Prince George’s County is expecting a $152.2 million shortfall as officials plan the fiscal 2014 budget, forcing officials to look for ways to preserve core county services, according to County Executive Rushern L. Baker III (D).
“We’re going to do everything we can to make sure the quality of life in Prince George’s County increases,” Baker said at a budget forum Tuesday at Prince George’s Community College in Largo.
Given the budget gap, everything — including money for public safety and education — is on the table, said Tom Himler, the county’s deputy chief administrative officer for budget, finance and administration.
The decline is due to a combination of sagging revenue — real property taxes are expected to be down $11 million or 1.6 percent — and escalating costs, according to officials.
On the revenue side, the county is projecting taking in roughly $2.65 billion, a 1.1 percent drop from the $2.67 billion officials estimate the government will take in this fiscal year. Fiscal 2014 begins July 1.
Officials are expecting about $2.8 billion in expenses based on current operations, according to county documents. Expenditures continue to rise as the county faces rising debt service costs on bonds as well as increases in pay and benefit costs for staff, according to the documents.
Melody Spruill, one of only two area residents who addressed Baker and county officials at the public forum that had only a handful of residents in attendance, asked the county government to continue to try and support local education and to look at ways to better engage area residents in their school. Even with her appeal, Spruill was already expecting the county will reduce its support for education,
“I’m expecting less, just in general,” she said after addressing Baker and his staff.
If the county government can’t increase its support for education, parents should work with their schools to make up the difference, Spruill said.
“Parents can’t wait for their government,” she said.
Real estate agents would like to see county support to fund assistance for first-time home buyers who need assistance closing on a home as a way to reduce the number of vacant and foreclosed properties in the county, said Michael Graziano, director of government affairs for the Prince George’s County Association of Realtors, after the forum.
“In the long run, they’ll help to increase the tax base,” he said.
The gap between what the county takes in and its expenses has been an issue since 2009, Himler said.

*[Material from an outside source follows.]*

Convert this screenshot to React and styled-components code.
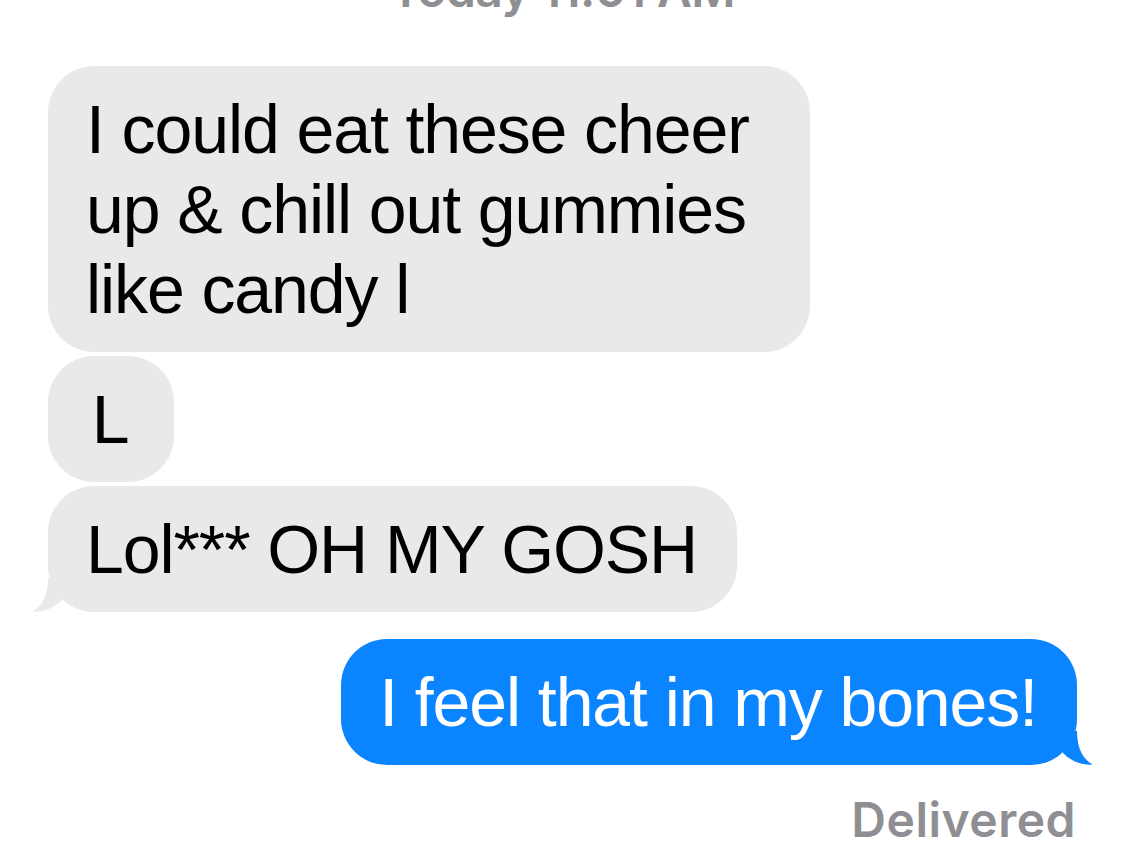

To balance the fiscal 2013 budget, planners slashed up to five percent from every department’s budget, Himler said.
Despite the measures, the county still fell short in fiscal 2013, Himler said.
The fiscal 2013 budget was set at $2.68 billion; but revenues are projected to fall below expectations to $2.67 billion, falling short of the expected $2.7 billion in expenses this fiscal year.
County planners are looking at ways to cut back, such as not filling vacant positions, to make up the difference, Himler said.
The County Executive’s office is required to submit a budget to the County Council by March 15 and the council must have a budget finalized before the end of the current fiscal year on June 30, Himler said. Additional forums sponsored by Baker and the County Council are planned for later this year.
“This council certainly wants to make sure we provide all our citizens with everything they need for a comfortable living environment,” said County Council Chairwoman Andrea Harrison (D-Dist. 5) of Springdale. “We always take into consideration what our residents tell us.”